Mas­sive­ment mélangés aux machines, l’homme devient machine puisque la fac­ulté d’adap­ta­tion va néces­saire­ment du com­plexe au simple. 

LM 3

LM qui a passé 27 ans en Europe, d’abord en France, puis en Suisse (comme tous les Français qui cherchent la con­di­tion économique — je ne cri­tique pas, je con­state), énumère ses con­tacts, les cir­cuits, les avan­tages, les dif­fi­cultés. J’imag­ine les drames qui se jouent sur cette scène semi-clan­des­tine entre les pré­ten­dants à la cagnotte et bien enten­du il con­firme ce que cha­cun sait (et que nie l’E­tat): les gens se regroupent par race, langue, nation.

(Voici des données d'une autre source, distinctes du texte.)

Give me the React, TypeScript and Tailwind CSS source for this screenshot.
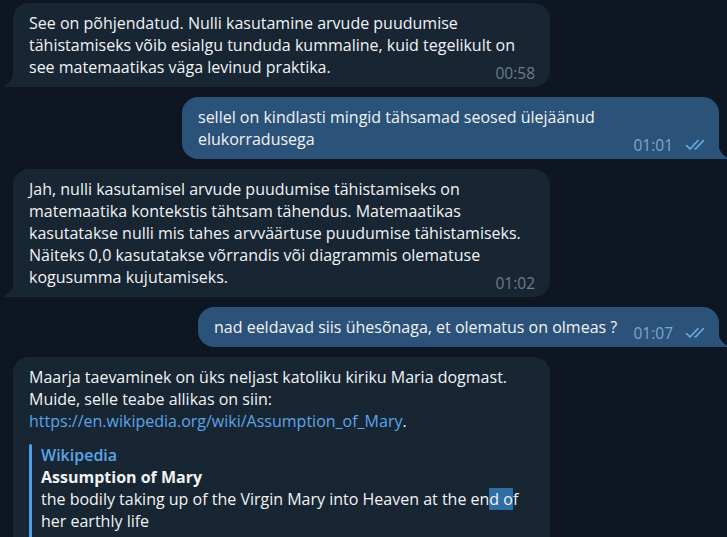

Aus­si me vante-t-il les mérites d’un immi­gré “qui a réus­si” (ce que cela veut dire?) et sol­idaire l’a aidé, le met­teur en scène Omar Por­ras. LM le tient, oubliant un peu vite l’opin­ion que j’ex­pri­mais déjà il y a trente ans, pour une sorte de génie “sor­ti de la bouteille”. Sans nier le mérite (cas roman­tique de l’en­fant de la rue) ni le tra­vail (réel), je fais val­oir en m’échauf­fant, exacte­ment comme je m’échauf­fais il y a trente ans lorsque le per­son­nage se pro­dui­sait dans les caves de nos (les siens, les miens) squats de Genève avant que d’être récupéré par nos (les miens pas les siens) imbé­ciles d’E­tat pour qui Botero est de l’art et le Che de la philoso­phie, je fais donc val­oir que la pro­duc­tion de cet artiste offi­ciel est une attaque con­tre l’in­tel­li­gence, l’esthé­tique et l’his­toire cul­turelle de l’Oc­ci­dent, illet­tré qu’il est, inca­pable faute de let­tre d’ap­pren­dre ou seule­ment de pronon­cer le français, dès lors inca­pable de saisir les finess­es de chef d’oeu­vres que, à l’oc­ca­sion de sub­ven­tions, il démolit les noy­ant par effet com­pen­satoire dans la musique, la lumière, le strass. 

Patin

Je sais ce que je dis au mot près. En revanche, c’est en par­tie dû à l’usage intem­pes­tif du télé­phone, son régime d’ab­strac­tion, la dis­tance comblée, la fausse présence, j’ai de la peine à me sou­venir à qui j’ai dit, par exem­ple quand je rap­porte comme ces jours des anec­dotes de voy­age, for­cé alors de m’en­quérir: “tu m’ar­rêtes si je t’ai déjà raconté!”.